Remove conditional comments for modern-only sends
If your subscriber list analysis shows negligible usage of Outlook 2007, 2010, or 2013, the conditional comment blocks in your template that target those versions, typically MSO-specific VML code for background images and button shapes, can be safely removed. Each conditional comment block averages 500 bytes to 2KB in a typical template. Stripping them during minification can produce meaningful additional size reduction for templates that include several such blocks.
Monitor clipping rates in your ESP
After deploying minified templates to a live campaign, check your ESP analytics dashboard for Gmail-specific open rates and click-through rates in the first send. If Gmail metrics drop notably compared to prior sends with similar content, investigate whether the template is still being clipped. ESPs like Klaviyo, Mailchimp, and HubSpot provide email client breakdowns that show Gmail open counts. A significant drop in Gmail opens after a size change is a signal worth investigating before the next send.
Gmail clips emails over 102KB
Gmail clips email messages at 102KB with a "Message clipped" notice. Keep your email HTML under this limit, minification helps if you are close to the threshold.

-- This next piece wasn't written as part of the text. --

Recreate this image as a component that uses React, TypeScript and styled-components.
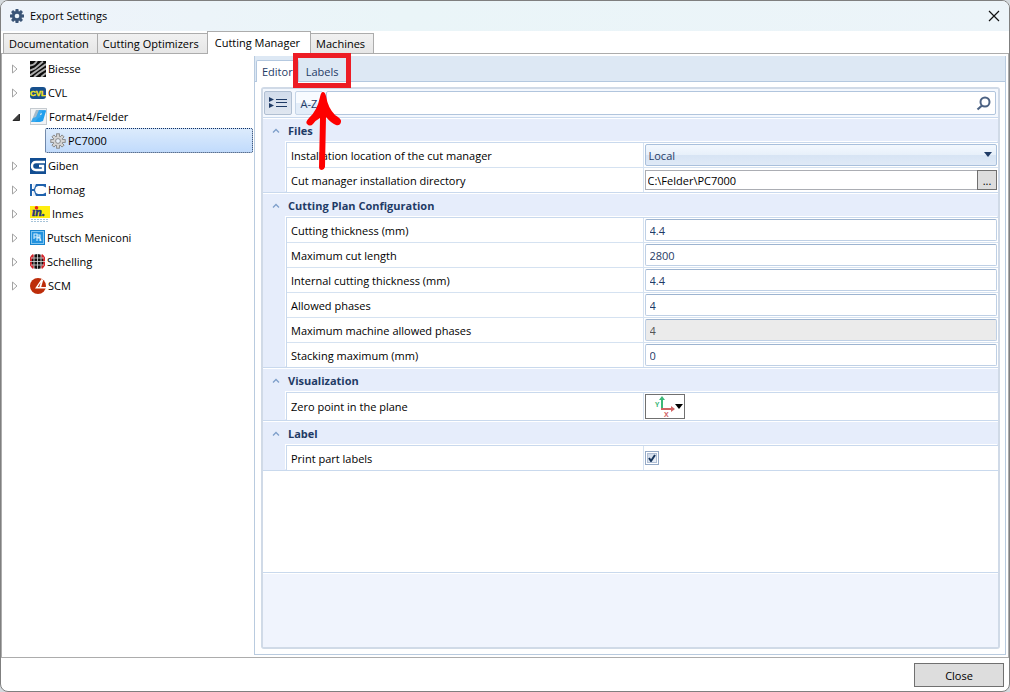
import React, { useState } from "react";
import styled, { createGlobalStyle, css } from "styled-components";

const line = "#c9d9ed";
const navy = "#1f3b66";

const GlobalStyle = createGlobalStyle`
  *, *::before, *::after { box-sizing: border-box; }
  body { margin: 0; background: #d5dade; }
  body, button, input, select { font-family: "Open Sans", "Noto Sans", sans-serif; font-size: 11px; }
  button, input, select { margin: 0; padding: 0; color: inherit; border-radius: 0; }
  ul { list-style: none; margin: 0; padding: 0; }
`;

const Window = styled.div`
  display: flex;
  flex-direction: column;
  min-height: 100vh;
  border: 1px solid #7f7f7f;
  border-radius: 8px;
  overflow: hidden;
  background: #fff;
  color: #000;
  line-height: 16px;
`;

const TitleBar = styled.header`
  display: flex;
  align-items: center;
  gap: 5px;
  height: 30px;
  padding: 0 9px 0 8px;
  background: linear-gradient(90deg, #eef3fa, #eaf5f8 40%, #ecf4f9);
`;

const Title = styled.h1`
  flex: 1;
  margin: 0;
  font-size: 11px;
  font-weight: 400;
`;

const PlainButton = styled.button`
  display: grid;
  place-items: center;
  border: 0;
  background: none;
`;

const MainTabs = styled.div`
  display: flex;
  align-items: flex-end;
  height: 22px;
  padding-left: 2px;
`;

const MainTab = styled.button<{ $active: boolean }>`
  height: 20px;
  margin-right: -1px;
  padding: 0 8px 0 5px;
  border: 1px solid #acacac;
  border-bottom: 0;
  background: linear-gradient(#f1f1f1, #e6e6e6);
  text-align: left;
  white-space: nowrap;
  ${(p) =>
    p.$active &&
    css`
      position: relative;
      height: 23px;
      margin-bottom: -1px;
      padding: 0 10px 2px 7px;
      background: #fff;
    `}
`;

const Content = styled.main`
  display: flex;
  flex: 1;
  gap: 1px;
  padding: 2px 2px 2px 0;
  border: 1px solid #acacac;
`;

const Tree = styled.ul`
  flex: 0 0 251px;
`;

const TreeLine = styled.div`
  display: flex;
  align-items: center;
  height: 24px;
  padding: 1px 0 0 7px;
`;

const Expander = styled(PlainButton)`
  width: 12px;
  height: 16px;
  margin-right: 9px;
`;

const TreeLabel = styled(PlainButton)`
  display: flex;
  align-items: center;
  gap: 2px;
  white-space: nowrap;
`;

const SelectedLabel = styled(TreeLabel)`
  width: calc(100% - 43px);
  height: 25px;
  margin-left: 43px;
  padding-left: 4px;
  border: 1px dotted #14305c;
  border-radius: 2px;
  background: linear-gradient(#dcebfc, #c1dbfc);
`;

const Panel = styled.section`
  display: flex;
  flex: 1;
  flex-direction: column;
  min-width: 0;
  border: 1px solid #b9cbdf;
  border-top: 0;
`;

const PanelTabs = styled.div`
  display: flex;
  align-items: flex-end;
  height: 26px;
  padding-left: 1px;
  border-bottom: 1px solid #b4c8df;
  background: #dde8f4;
`;

const PanelTab = styled.button<{ $active: boolean }>`
  position: relative;
  height: 21px;
  padding: 0 5px;
  border: 1px solid transparent;
  border-bottom: 0;
  background: none;
  color: ${navy};
  ${(p) =>
    p.$active
      ? css`
          height: 22px;
          margin-bottom: -1px;
          border-color: #b4c8df;
          border-radius: 2px 2px 0 0;
          background: #fff;
        `
      : css`
          margin-left: 1px;
        `}
`;

const Highlight = styled.span`
  position: absolute;
  z-index: 2;
  top: -8px;
  left: 50%;
  width: 58px;
  height: 35px;
  margin-left: -29px;
  border: 5px solid #ed1c24;
  pointer-events: none;
`;

const Arrow = styled.svg`
  position: absolute;
  top: 33px;
  left: 6px;
  overflow: visible;
`;

const Grid = styled.div`
  display: flex;
  flex: 1;
  flex-direction: column;
  margin: 5px 5px 5px 6px;
  border: 2px solid #d0dae7;
  border-radius: 3px;
`;

const Toolbar = styled.div`
  display: flex;
  gap: 3px;
  padding: 2px 2px 2px 1px;
  height: 29px;
  border-bottom: 1px solid ${line};
  background: #f4f8fe;
`;

const ToolButton = styled.button<{ $pressed?: boolean }>`
  display: grid;
  place-items: center;
  width: 28px;
  height: 24px;
  border: 1px solid ${(p) => (p.$pressed ? "#b0bfd2" : "#c5d5e8")};
  border-radius: 2px;
  background: ${(p) => (p.$pressed ? "linear-gradient(#d2dceb, #dfe6f0)" : "linear-gradient(#f8fbff 50%, #e3edf9 50%)")};
  color: ${navy};
`;

const Search = styled.label`
  display: flex;
  flex: 1;
  align-items: center;
  height: 24px;
  padding-right: 4px;
  border: 1px solid #b1c5dd;
  border-radius: 2px;
  background: #fff;
`;

const SearchInput = styled.input`
  flex: 1;
  border: 0;
  outline: 0;
  background: none;
`;

const Category = styled.section`
  border-bottom: 1px solid ${line};
  background: #e6edfb;
  box-shadow: inset 0 1px #fff;
`;

const CategoryHead = styled.h2`
  display: flex;
  align-items: center;
  gap: 8px;
  height: 24px;
  margin: 0;
  padding: 2px 0 0 9px;
  color: ${navy};
  font-size: 11px;
  font-weight: 700;
`;

const Rows = styled.div`
  margin-left: 23px;
  border: 1px solid ${line};
  border-width: 1px 0 0 1px;
  background: #fff;
  box-shadow: -1px -1px #fff;
`;

const Row = styled.div<{ $tall?: boolean }>`
  display: grid;
  grid-template-columns: minmax(0, 1fr) minmax(0, 1fr);
  height: ${(p) => (p.$tall ? 28 : 25)}px;
  border-bottom: 1px solid #d5e2f1;
  &:last-child {
    height: ${(p) => (p.$tall ? 27 : 24)}px;
    border-bottom: 0;
  }
`;

const Name = styled.label`
  align-self: center;
  padding: 1px 0 0 4px;
`;

const Value = styled.div`
  display: flex;
  align-items: center;
  padding: 0 1px;
  border-left: 1px solid #d5e2f1;
`;

const Field = styled.input`
  width: 100%;
  height: 22px;
  padding: 1px 4px 0;
  border: 1px solid #bfd0e5;
  border-top-color: #9db4d0;
  border-radius: 2px;
  background: #fff;
  color: ${navy};
  &:disabled {
    background: #ebebeb;
    color: #555;
  }
`;

const SelectBox = styled.div`
  position: relative;
  width: 100%;
  height: 22px;
`;

const Select = styled.select`
  width: 100%;
  height: 22px;
  padding: 1px 3px 0;
  appearance: none;
  border: 1px solid #a9c0dc;
  border-radius: 2px;
  background: linear-gradient(#f3f8fe, #e7f0fa 50%, #d7e4f4 51%, #dfe9f7);
  color: ${navy};
`;

const SelectMark = styled.svg`
  position: absolute;
  top: 8px;
  right: 5px;
  pointer-events: none;
`;

const PathInput = styled.input`
  flex: 1;
  height: 20px;
  padding: 0 2px;
  border: 1px solid #abadb3;
  border-right: 0;
`;

const Browse = styled.button`
  width: 20px;
  height: 20px;
  border: 1px solid #707070;
  background: #ddd;
`;

const OriginButton = styled.button`
  display: block;
  width: 40px;
  height: 25px;
  border: 1px solid #707070;
  background: #fff;
`;

const Check = styled.input`
  width: 14px;
  height: 14px;
  appearance: none;
  border: 1px solid #94a9c6;
  background: linear-gradient(135deg, #c3d0e3, #f5f8fc);
  box-shadow: inset 0 0 0 1px #fff, inset 0 0 0 2px #b0bfd5;
  &:checked {
    background: url("data:image/svg+xml,%3Csvg xmlns='http://www.w3.org/2000/svg' viewBox='0 0 12 12'%3E%3Cpath d='M3 6l2 3 4-6' fill='none' stroke='%2317365d' stroke-width='2'/%3E%3C/svg%3E"),
      linear-gradient(135deg, #c3d0e3, #f5f8fc);
  }
`;

const Blank = styled.div`
  flex: 1;
  min-height: 40px;
`;

const Description = styled.div`
  height: 75px;
  border-top: 1px solid ${line};
  background: #f0f4fd;
  box-shadow: inset 0 1px #fff;
`;

const Footer = styled.footer`
  display: flex;
  justify-content: flex-end;
  padding: 5px 5px 4px;
`;

const CloseButton = styled.button`
  width: 90px;
  height: 24px;
  border: 1px solid #707070;
  background: #ddd;
`;

function TitleGear() {
  return (
    <svg width="16" height="16" viewBox="0 0 16 16" aria-hidden="true">
      {[0, 45, 90, 135].map((a) => (
        <path key={a} d="M6.6 1H9.4L9.8 4V12L9.4 15H6.6L6.2 12V4Z" fill="#3b5577" transform={`rotate(${a} 8 8)`} />
      ))}
      <circle cx="8" cy="8" r="4.8" fill="#3b5577" />
      <circle cx="8" cy="8" r="2.3" fill="#edf4f9" />
    </svg>
  );
}

function MachineGear() {
  return (
    <svg width="16" height="16" viewBox="0 0 16 16" aria-hidden="true">
      {[0, 45, 90, 135].map((a) => (
        <rect key={a} x="6.6" y="0.8" width="2.8" height="14.4" fill="#d4d4d4" stroke="#858585" strokeWidth="0.9" transform={`rotate(${a} 8 8)`} />
      ))}
      <circle cx="8" cy="8" r="5" fill="#d4d4d4" stroke="#858585" strokeWidth="0.9" />
      {[0, 45, 90, 135].map((a) => (
        <rect key={a} x="7" y="2" width="2" height="12" fill="#d4d4d4" transform={`rotate(${a} 8 8)`} />
      ))}
      <circle cx="8" cy="8" r="2.4" fill="#e8f1fc" stroke="#858585" strokeWidth="0.9" />
    </svg>
  );
}

const logos: Record<string, React.ReactNode> = {
  Biesse: (
    <svg width="16" height="16" aria-hidden="true">
      <rect width="16" height="16" fill="#0b0b0b" />
      <g fill="none" stroke="#adadad" strokeWidth="1.9">
        <path d="M0 4.5Q4 4.5 7 0M0 9.5L5 7.5L13 0.5M0 14.5L7 9.5L16 3M4 16L9 12L16 7.5M11 16L16 12" />
      </g>
    </svg>
  ),
  CVL: (
    <svg width="16" height="16" aria-hidden="true">
      <rect y="2" width="16" height="12" rx="3" fill="#17508d" />
      <text x="8" y="11" textAnchor="middle" fontSize="8" fontWeight="700" fontFamily="Liberation Sans, sans-serif" fill="#f5e51b" stroke="#f5e51b" strokeWidth="0.4">CVL</text>
    </svg>
  ),
  "Format4/Felder": (
    <svg width="17" height="17" aria-hidden="true">
      <rect x="0.5" y="0.5" width="16" height="16" fill="#f1f3f5" stroke="#c5cbd0" />
      <path d="M6 2H11L6 14H1Z" fill="#a6bccb" />
      <path d="M9 2H16L15 5H11L10 7H14L13 10H9L6 14H1L3 10L6 9Z" fill="#3aa9ee" />
      <path d="M12 3H16L13 13L10 14H5L8 10L11 9Z" fill="#21a0ee" />
    </svg>
  ),
  Giben: (
    <svg width="16" height="16" aria-hidden="true">
      <rect width="16" height="16" fill="#124e92" />
      <path d="M15 4H6Q2 4 2 8T6 12H13V8H9" fill="none" stroke="#fff" strokeWidth="2.4" />
    </svg>
  ),
  Homag: (
    <svg width="16" height="16" aria-hidden="true">
      <path d="M0 2H2V14H0ZM3 2H16V14H3V9H2V7H3Z" fill="#1f62ad" />
      <path d="M6 5L8 4H13L16 5.5V10.5L13 12H8L6 11L5 8Z" fill="#fff" />
      <path d="M3 2H6L4 7H3ZM3 14H6L4 9H3Z" fill="#e6effa" />
    </svg>
  ),
  Inmes: (
    <svg width="20" height="16" overflow="visible" aria-hidden="true">
      <rect width="20" height="12" fill="#ffee10" />
      <text x="2" y="10" fontSize="12" fontWeight="700" fontStyle="italic" fontFamily="Liberation Serif, serif" fill="#25367e" stroke="#25367e" strokeWidth="0.5">ın.</text>
      <circle cx="6.5" cy="1.8" r="1.8" fill="#e52620" />
      <path d="M1 13.5H19M1 15.5H19" stroke="#a8c4d9" strokeDasharray="2 1" />
    </svg>
  ),
  "Putsch Meniconi": (
    <svg width="15" height="16" aria-hidden="true">
      <rect width="15" height="15" fill="#1583cf" />
      <rect x="1.5" y="1.5" width="12" height="12" fill="#2292df" stroke="#80c5f0" />
      <path d="M4 9V4H7V7H4M7 5H10V7H7M7 11V8H10L11 11M10 8V11" fill="none" stroke="#d3edfb" strokeWidth="1.1" />
    </svg>
  ),
  Schelling: (
    <svg width="15" height="16" aria-hidden="true">
      <circle cx="7.5" cy="7.5" r="7.4" fill="#111" />
      <path d="M3.7 1A8 8 0 0 0 3.7 14M11.3 1A8 8 0 0 1 11.3 14" fill="none" stroke="#d4262c" strokeWidth="2.5" />
      <path d="M4 1V14M7.5 0V15M11 1V14M1 4H14M0 7.5H15M1 11H14" stroke="#ddd" strokeWidth="0.8" />
    </svg>
  ),
  SCM: (
    <svg width="16" height="16" aria-hidden="true">
      <circle cx="8" cy="8" r="8" fill="#bd2d0a" />
      <path d="M11.5 1L5 10.5H16V9H11.2L13.2 2Z" fill="#fff" />
      <path d="M10.5 4.5L7.8 9H9.4Z" fill="#bd2d0a" />
    </svg>
  ),
};

const machines = Object.keys(logos);

function ExpandMark({ open }: { open: boolean }) {
  return (
    <svg width="12" height="12" aria-hidden="true">
      {open ? (
        <path d="M10.5 3V9.5H4Z" fill="#404040" stroke="#262626" />
      ) : (
        <path d="M3.5 2L8 6L3.5 10Z" fill="#fff" stroke="#a3a3a3" />
      )}
    </svg>
  );
}

function CategoryBlock({ title, children }: { title: string; children: React.ReactNode }) {
  return (
    <Category>
      <CategoryHead>
        <svg width="8" height="6" aria-hidden="true">
          <path d="M1 4.5L4 1.5L7 4.5" fill="none" stroke="#7e9fca" strokeWidth="1.3" />
        </svg>
        {title}
      </CategoryHead>
      <Rows>{children}</Rows>
    </Category>
  );
}

const planFields = [
  { id: "thickness", name: "Cutting thickness (mm)", value: "4.4" },
  { id: "length", name: "Maximum cut length", value: "2800" },
  { id: "internal", name: "Internal cutting thickness (mm)", value: "4.4" },
  { id: "phases", name: "Allowed phases", value: "4" },
  { id: "machine-phases", name: "Maximum machine allowed phases", value: "4", disabled: true },
  { id: "stacking", name: "Stacking maximum (mm)", value: "0" },
];

const mainTabs = ["Documentation", "Cutting Optimizers", "Cutting Manager", "Machines"];

export default function App() {
  const [printLabels, setPrintLabels] = useState(true);
  return (
    <>
      <GlobalStyle />
      <Window>
        <TitleBar>
          <TitleGear />
          <Title>Export Settings</Title>
          <PlainButton aria-label="Close window">
            <svg width="12" height="12" aria-hidden="true">
              <path d="M1 1L11 11M11 1L1 11" stroke="#111" strokeWidth="1.2" />
            </svg>
          </PlainButton>
        </TitleBar>
        <MainTabs role="tablist">
          {mainTabs.map((t) => (
            <MainTab key={t} role="tab" aria-selected={t === "Cutting Manager"} $active={t === "Cutting Manager"}>
              {t}
            </MainTab>
          ))}
        </MainTabs>
        <Content>
          <Tree>
            {machines.map((m) => (
              <li key={m}>
                <TreeLine>
                  <Expander aria-label={`Toggle ${m}`}>
                    <ExpandMark open={m === "Format4/Felder"} />
                  </Expander>
                  <TreeLabel>
                    {logos[m]}
                    {m}
                  </TreeLabel>
                </TreeLine>
                {m === "Format4/Felder" && (
                  <SelectedLabel>
                    <MachineGear />
                    PC7000
                  </SelectedLabel>
                )}
              </li>
            ))}
          </Tree>
          <Panel>
            <PanelTabs role="tablist">
              <PanelTab role="tab" aria-selected $active>
                Editor
              </PanelTab>
              <PanelTab role="tab" aria-selected={false} $active={false}>
                Labels
                <Highlight>
                  <Arrow width="40" height="80" aria-hidden="true">
                    <path
                      d="M19 1Q21 1 22 5Q24 17 31 24Q38 28 37 31Q36 35 32 34Q27 32 22 26L21 76Q20 79 18 79Q15 79 15 76L16 27Q12 29 9 33Q6 36 3 33Q1 31 5 27Q13 20 16 6Q17 1 19 1Z"
                      fill="#fe0000"
                    />
                  </Arrow>
                </Highlight>
              </PanelTab>
            </PanelTabs>
            <Grid>
              <Toolbar>
                <ToolButton $pressed aria-label="Group by category">
                  <svg width="18" height="12" aria-hidden="true">
                    <path d="M0 0L5 2.5L0 5ZM0 6L5 8.5L0 11Z" fill={navy} />
                    <path d="M7 2.5H18M7 5.5H18M7 9.5H18" stroke={navy} />
                  </svg>
                </ToolButton>
                <ToolButton>A-Z</ToolButton>
                <Search>
                  <SearchInput aria-label="Search" />
                  <svg width="15" height="15" aria-hidden="true">
                    <circle cx="9" cy="6" r="4.5" fill="none" stroke="#4c6283" strokeWidth="2" />
                    <path d="M6 9.5L1.5 13.5" stroke="#4c6283" strokeWidth="2.2" />
                  </svg>
                </Search>
              </Toolbar>
              <CategoryBlock title="Files">
                <Row>
                  <Name htmlFor="location">Installation location of the cut manager</Name>
                  <Value>
                    <SelectBox>
                      <Select id="location" defaultValue="Local">
                        <option>Local</option>
                      </Select>
                      <SelectMark width="8" height="5" aria-hidden="true">
                        <path d="M0 0H8L4 5Z" fill={navy} />
                      </SelectMark>
                    </SelectBox>
                  </Value>
                </Row>
                <Row>
                  <Name htmlFor="directory">Cut manager installation directory</Name>
                  <Value>
                    <PathInput id="directory" defaultValue="C:\Felder\PC7000" />
                    <Browse aria-label="Browse">...</Browse>
                  </Value>
                </Row>
              </CategoryBlock>
              <CategoryBlock title="Cutting Plan Configuration">
                {planFields.map((f) => (
                  <Row key={f.id}>
                    <Name htmlFor={f.id}>{f.name}</Name>
                    <Value>
                      <Field id={f.id} defaultValue={f.value} disabled={f.disabled} />
                    </Value>
                  </Row>
                ))}
              </CategoryBlock>
              <CategoryBlock title="Visualization">
                <Row $tall>
                  <Name htmlFor="origin">Zero point in the plane</Name>
                  <Value>
                    <OriginButton id="origin">
                      <svg width="38" height="23" aria-hidden="true">
                        <path d="M16 15V4" stroke="#3cb878" strokeWidth="2" />
                        <path d="M13 5L16 1L19 5Z" fill="#3cb878" />
                        <path d="M15 14H27" stroke="#d16464" strokeWidth="2" />
                        <path d="M25 11L29 14L25 17Z" fill="#d16464" />
                        <text x="9" y="12" fontSize="7" fontWeight="700" fill="#3cb878">Y</text>
                        <text x="18" y="22" fontSize="7" fontWeight="700" fill="#d16464">X</text>
                        <path d="M29 9H37L33 14Z" fill="#000" />
                      </svg>
                    </OriginButton>
                  </Value>
                </Row>
              </CategoryBlock>
              <CategoryBlock title="Label">
                <Row>
                  <Name htmlFor="print-labels">Print part labels</Name>
                  <Value>
                    <Check id="print-labels" type="checkbox" checked={printLabels} onChange={(e) => setPrintLabels(e.target.checked)} />
                  </Value>
                </Row>
              </CategoryBlock>
              <Blank />
              <Description />
            </Grid>
          </Panel>
        </Content>
        <Footer>
          <CloseButton>Close</CloseButton>
        </Footer>
      </Window>
    </>
  );
}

Email HTML minification is more conservative
Email minifiers are more conservative than web minifiers. Optional closing tags that are safe for browsers may cause problems in Outlook. FixTools handles this conservatively.
Test after minifying
Always test your minified email HTML in the major email clients (Gmail, Outlook, Apple Mail) before sending. Minification can occasionally reveal rendering issues caused by whitespace-dependent inline-block layouts.